Wireless sports

wireless sports
Advances in technology today have influenced and changed many aspects of our lives. As technology becomes smaller it is able to be used in more and more aspects of our daily lives, competitive and recreational sports are no exception. Borrowing from many disciplines athletes today are clad in space age clothing, ride aerospace and automobile inspired bicycles and use high tech racquets built from composite and other 'high tech' materials. Often accompanying each athlete today are complex watches and heart rate monitors that just a few years ago were the province of only our elite sports academies and athletes.

As we enter the age of wireless communications pervading our everyday lives and an unquenchable thirst for information, the dream of small unobtrusive monitoring devices that can quantify every aspect of an athlete’s performance in real time is becoming a reality. One day athletes will no longer need to go to specialist laboratories for performance assessment but instead wear widely available devices during everyday training and perhaps even in competition. Real time feedback has great value in the coaching and training environment and has been greatly facilitated by the advent of low cost wireless technologies. Wireless technologies have advanced considerably in recent years giving rise to many communications protocols that target different balances between throughput, power consumption and complexity. Many of these protocols are open standard whilst many others are vying for market share with competing manufacturers.

Wireless networks allow communication between sensor nodes and host systems, which are unable to be networked via traditional wired means. A wireless network of sensor nodes can be deployed quickly and easily, allowing near real time feedback of collected data. A wireless network appropriate for sensing applications must be able to handle the required data throughput, support the required number of nodes and use a minimum amount of power to conserve battery life. Wireless sensor networks that are deployed on mobile objects must be able to cope with temporary data dropouts and must be able to reconfigure the network where appropriate.

Wireless sensor networks are different from traditional wireless ad-hoc networks. Ad-hoc networks are designed to be created “on the fly” with any number of unknown nodes and are typically used for data transfer between any of the nodes. Wireless sensor networks are typically deployed with a known number of nodes, with each of the nodes being known prior to network initialisation. The nodes usually don’t need to communicate with each other; the aim is usually to collate the data in a central location for analysis. Wireless sensor networks should be designed with these things in mind, to ensure optimum network performance.

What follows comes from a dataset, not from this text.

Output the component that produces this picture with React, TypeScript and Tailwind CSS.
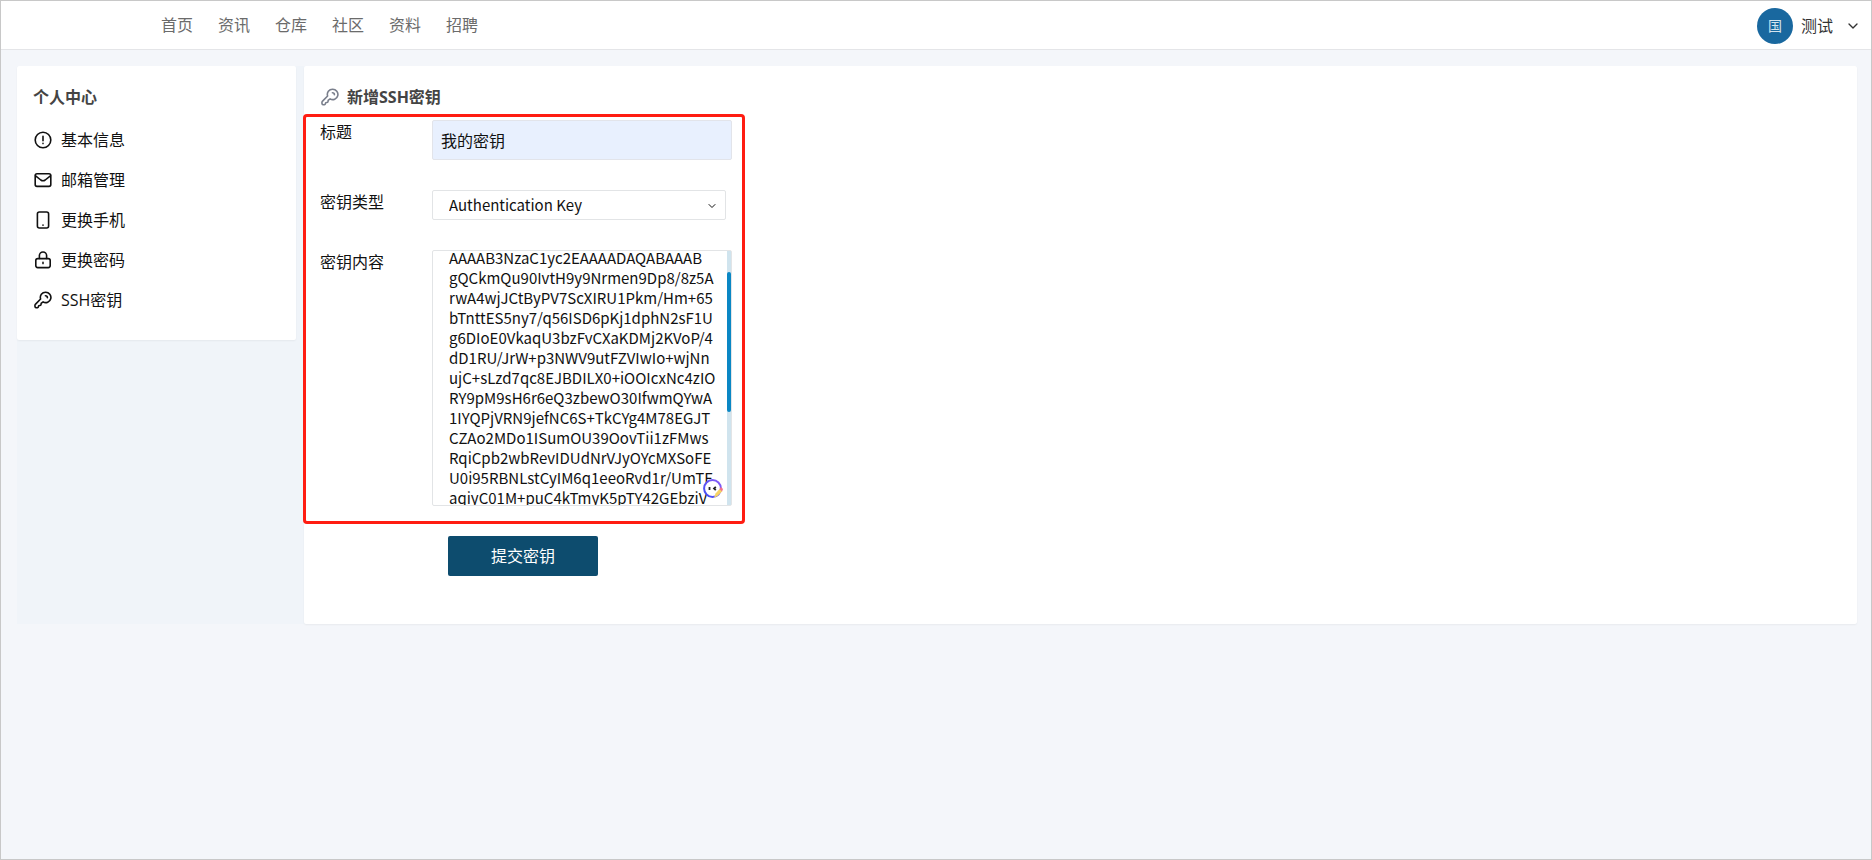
import React, { useEffect, useRef, useState } from "react";
import { ChevronDown } from "lucide-react";

const navItems = ["首页", "资讯", "仓库", "社区", "资料", "招聘"];

const keyContent = [
  "AAAAB3NzaC1yc2EAAAADAQABAAAB",
  "gQCkmQu90IvtH9y9Nrmen9Dp8/8z5A",
  "rwA4wjJCtByPV7ScXIRU1Pkm/Hm+65",
  "bTnttES5ny7/q56ISD6pKj1dphN2sF1U",
  "g6DIoE0VkaqU3bzFvCXaKDMj2KVoP/4",
  "dD1RU/JrW+p3NWV9utFZVIwIo+wjNn",
  "ujC+sLzd7qc8EJBDILX0+iOOIcxNc4zIO",
  "RY9pM9sH6r6eQ3zbewO30IfwmQYwA",
  "1IYQPjVRN9jefNC6S+TkCYg4M78EGJT",
  "CZAo2MDo1ISumOU39OovTii1zFMws",
  "RqiCpb2wbRevIDUdNrVJyOYcMXSoFE",
  "U0i95RBNLstCyIM6q1eeoRvd1r/UmTE",
  "aqiyC01M+puC4kTmyK5pTY42GEbziV",
].join("\n");

interface IconProps {
  className?: string;
  children: React.ReactNode;
}

const Icon: React.FC<IconProps> = ({ className = "", children }) => (
  <svg
    viewBox="0 0 18 18"
    fill="none"
    stroke="currentColor"
    strokeWidth="1.6"
    strokeLinecap="round"
    strokeLinejoin="round"
    className={`size-[18px] shrink-0 ${className}`}
    aria-hidden="true"
  >
    {children}
  </svg>
);

const KeyIcon: React.FC<{ className?: string }> = ({ className }) => (
  <Icon className={className}>
    <path d="M11.6 1.2a5.2 5.2 0 0 0-5 6.8l-5 5.1c-.6.7-.7 2.3-.4 3 .3.7 1.8.9 2.6.5.8-.4.5-1.5 1.1-1.9.6-.4 1.5 0 1.9-.6.4-.6.1-1.5.6-2l1.7-1.2a5.2 5.2 0 1 0 2.5-9.7z" />
    <path d="M11.4 4.8a2 2 0 0 1 2 2" />
  </Icon>
);

const menuItems = [
  {
    label: "基本信息",
    icon: (
      <Icon>
        <circle cx="9" cy="9" r="7.8" />
        <path d="M9 5.2v4.6M9 12.4v.2" />
      </Icon>
    ),
  },
  {
    label: "邮箱管理",
    icon: (
      <Icon>
        <rect x="1.2" y="2.8" width="15.6" height="12.6" rx="1.8" />
        <path d="M1.6 4.8 6.8 9q2.2 1.6 4.4 0l5.2-4.2" />
      </Icon>
    ),
  },
  {
    label: "更换手机",
    icon: (
      <Icon>
        <rect x="3.4" y="1" width="11.2" height="16" rx="2" />
        <path d="M9 14v.2" />
      </Icon>
    ),
  },
  {
    label: "更换密码",
    icon: (
      <Icon>
        <rect x="1.8" y="7.6" width="14.4" height="9" rx="2" />
        <path d="M5.4 7.4V4.6a3.6 3.6 0 0 1 7.2 0v2.8M9 11.4v1.2" />
      </Icon>
    ),
  },
  { label: "SSH密钥", icon: <KeyIcon /> },
];

const Header = () => (
  <header className="flex h-[49px] items-center justify-between border-b border-[#e4e5e8] bg-white pr-2.5 pl-40">
    <nav className="flex gap-[25px] text-[#6b6b6b]">
      {navItems.map((item) => (
        <a key={item} href="#">
          {item}
        </a>
      ))}
    </nav>
    <button type="button" className="flex items-center pt-0.5 text-[#333]">
      <span className="flex size-9 items-center justify-center rounded-full bg-[#19689f] text-sm text-[#d5e4ee]">
        国
      </span>
      <span className="ml-2">测试</span>
      <ChevronDown size={16} strokeWidth={2} className="ml-3" />
    </button>
  </header>
);

const Sidebar = () => (
  <aside className="w-[279px] shrink-0 self-start rounded-xs bg-white px-4 pt-4 pb-5 shadow-xs">
    <h2 className="text-base leading-[30px] font-bold text-[#444]">个人中心</h2>
    <ul className="mt-2">
      {menuItems.map(({ label, icon }) => (
        <li key={label}>
          <a href="#" className="flex h-10 items-center gap-[9px] px-px text-[#111]">
            {icon}
            {label}
          </a>
        </li>
      ))}
    </ul>
  </aside>
);

const AssistantBadge = () => (
  <svg viewBox="0 0 20 20" className="absolute right-2 bottom-1.5 size-5" aria-hidden="true">
    <defs>
      <linearGradient id="ring" x1="0" y1="1" x2="1" y2="0">
        <stop offset="0" stopColor="#3d4df5" />
        <stop offset="1" stopColor="#8a5cf6" />
      </linearGradient>
    </defs>
    <circle cx="9.5" cy="9.5" r="8.4" fill="#fff" stroke="url(#ring)" strokeWidth="2" />
    <path d="M6.5 8v3M12.8 7.8 11 9.5l1.8 1.7" stroke="#222" strokeWidth="1.8" fill="none" />
    <path d="m11 19 1.5-4.5L17 9.5l2.5 2.5-5 5z" fill="#f6d365" />
    <path d="m16.5 10 1.5-2 2 2-1 2.5z" fill="#f4718b" />
  </svg>
);

const KeyForm = () => {
  const [title, setTitle] = useState("我的密钥");
  const [content, setContent] = useState(keyContent);
  const contentRef = useRef<HTMLTextAreaElement>(null);

  // Keep the key slightly scrolled so the last line stays in reach
  useEffect(() => {
    if (contentRef.current) {
      contentRef.current.scrollTop = 3;
    }
  }, []);

  return (
    <main className="min-w-0 flex-1 rounded-xs bg-white pt-4 pb-12 shadow-xs">
      <h1 className="mb-0.5 flex items-center gap-2 pl-[17px] text-base leading-[30px] font-bold text-[#444]">
        <KeyIcon className="text-[#7a7f8c]" />
        新增SSH密钥
      </h1>
      <form onSubmit={(e) => e.preventDefault()}>
        <div className="-ml-px w-[442px] rounded-sm border-3 border-[#ff1d12] pt-[3px] pr-2.5 pb-[15px] pl-3.5">
          <div className="flex">
            <label htmlFor="title" className="w-28 leading-6">
              标题
            </label>
            <input
              id="title"
              value={title}
              onChange={(e) => setTitle(e.target.value)}
              className="h-10 w-[300px] rounded-xs border border-[#e2e4ea] bg-[#e8f0fe] px-2"
            />
          </div>
          <div className="mt-[30px] flex">
            <label htmlFor="type" className="w-28 leading-6">
              密钥类型
            </label>
            <div className="relative w-[294px]">
              <select
                id="type"
                className="h-[30px] w-full appearance-none rounded-xs border border-[#e2e4e6] bg-white px-4 font-['Noto_Sans_CJK_SC',sans-serif] text-[15px] leading-5"
              >
                <option>Authentication Key</option>
              </select>
              <ChevronDown
                size={12}
                strokeWidth={2}
                className="pointer-events-none absolute top-2.5 right-2"
              />
            </div>
          </div>
          <div className="mt-[30px] flex">
            <label htmlFor="content" className="w-28 leading-6">
              密钥内容
            </label>
            <div className="relative flex h-64 w-[300px] rounded-xs border border-[#e2e4e6]">
              <textarea
                id="content"
                ref={contentRef}
                value={content}
                onChange={(e) => setContent(e.target.value)}
                spellCheck={false}
                className="min-w-0 flex-1 resize-none overflow-hidden pl-4 font-['Noto_Sans_CJK_SC',sans-serif] text-[15px] leading-5 whitespace-pre"
              />
              <div className="w-1 bg-[#d0e4ee] pt-[21px]">
                <div className="h-[140px] rounded-xs bg-[#0a87c4]" />
              </div>
              <AssistantBadge />
            </div>
          </div>
        </div>
        <button
          type="submit"
          className="mt-3 ml-36 h-10 w-[150px] rounded-xs bg-[#0d4c6e] text-white"
        >
          提交密钥
        </button>
      </form>
    </main>
  );
};

export default function App() {
  return (
    <div className="min-h-screen border border-[#c8c8c8] bg-[#f4f6fa] font-['Open_Sans','Noto_Sans_CJK_SC',sans-serif] text-base text-[#111]">
      <Header />
      <div className="mt-4 mr-3.5 ml-4 flex gap-2 bg-[#f0f4f9]">
        <Sidebar />
        <KeyForm />
      </div>
    </div>
  );
}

Wireless sensor networks can have a number of configurations and are either designed to directly send data back to a fixed receiving node (single hop networks) or can adopt a mesh networking style topology where the data is routed back to a fixed receiving node via multiple mobile sensor nodes (multi-hop network). Single hop wireless sensor networks are typically easier to set up and maintain, however they limit the range of the wireless sensor network to a single radio link. Multi-hop networks have the provision for a greater number of sensor nodes and allow greater sensing ranges to be achieved, but are much more complicated to implement. Routing nodes in a multi-hop network can find a new path if an individual node drops out. Configuration, such as limiting the number of routing nodes, multiple redundancies and reducing network overhead such as re-configuration time are important considerations.

There are essentially two approaches to implementing a wireless network. Utilising an off the shelf existing wireless protocol solution or custom design a wireless protocol for the specific application. Existing protocols reduce the development time of a wireless sensor network considerably and more time can be dedicated to analysis of the retrieved data, however custom design can create a more specific and hence better overall solution. Given project lifespan for many research endeavours it is likely that any chosen technology will be updated and out of date or obsolete by the time any working network is complete. This is an important consideration when choosing to back either a stable technology from a well known manufacturer or go with cutting edge technology from a small start-up company, wether to design your own protocol and have to repeat the process regularly or go with something existing that will continue to be developed by manufacturers.

Existing wireless protocols can again be broken up into two different categories; global standards ratified to a standards body and proprietary wireless networks implemented by a single company. The risk of using proprietary radio standards to implement a wireless sensor network solution is that support and supply of radios can be limited as only one company produces them. The ratified standards are passed by members from many companies which ensure that the specification is robust and usually ensures that many vendor options are available.